Representatives of parliaments from across the European Union gathered in Riga Thursday for two days of meetings discussing the future direction of the EU's neighborhood policy.

The meeting comes as part of a frantic few days of diplomacy under the auspices of Latvia's Presidency of the EU with the foreign ministers of EU member states due to meet in a separate meeting on Friday and Saturday.

Parliamentary speaker Inara Murniece, chairman of the Saeima foreign affairs committee Ojars Kalnins and Foreign Minister Edgars Rinkevics got proceedings under way on Thursday.

"We need... to give a very strong signal from the European Union... that neighborhood policy matters and eastern neighbors matter," Rinkevics told his audience, with one eye on May's crucial Eastern Partnership conference, also due to take place in Riga.

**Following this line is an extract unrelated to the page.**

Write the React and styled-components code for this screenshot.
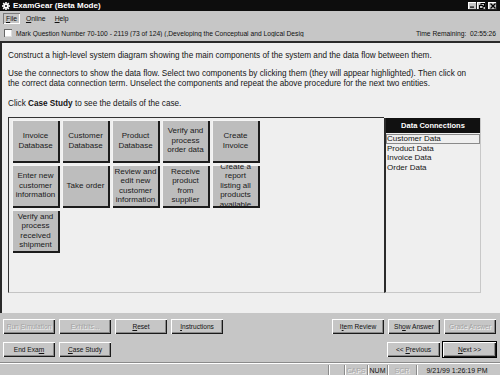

But Rinkevics also warned against expecting too much from May's summit, saying:

"The Riga summit is not going to be the one where the overall policy is reshaped – it's just one step."

Countries that have signed Association Agreements with the EU required a new "package" of assistance including more money from the EU to help them carry through reforms, Rinkevics said, and also held out the possibility of visa liberalization programs with Ukraine and Georgia.

The EU had made a mistake in not addressing the Georgia- Russia war of 2008 more seriously, admitting it was "quite an encouragement to continue."

"We had to be tougher at that time. But overall we did our best to engage Russia in any way possible and overall we were right... at the end of the day it was Russia's choice," Rinkevics said.

"The main deliverable [of the Riga summit] would be the strong commitment of the EU to continue the Eastern Partnership... we have to keep the door open."

However, star of the show was former Swedish Foreign Minister Carl Bildt who was one of the original architects of Europe's neighborhood policy.

In a powerful speech that tackled relations with Russia in an uncompromising manner, Bildt cited the examples of fascist Spain and authoritarian Turkey as evidence of how engagement with Europe can help bring lasting reforms and improvements to other countries.

Those lessons needed to be remembered in the way the EU deals with an aggressive and oppressive Russia, Bildt implied.

"For the forseeable future Russia is far more likely to be a strategic problem than a strategic partner," Bildt said.

"The more we care for Russia and the more we care for its future in Europe, the more critical we must be... to be silent about the trends in Russia today is to show disrespect to the country, the people and its future."

Former Lithuanian foreign Minister Audrinius Azubalis intervened during a subsequent question and answer session to relate neighborhood policy to the Baltic experience, asking: "The European perspective was the driving force for Latvia and Lithuania to make necessary and sometimes painful reforms - why should it be different for Ukraine, Moldova or Georgia?"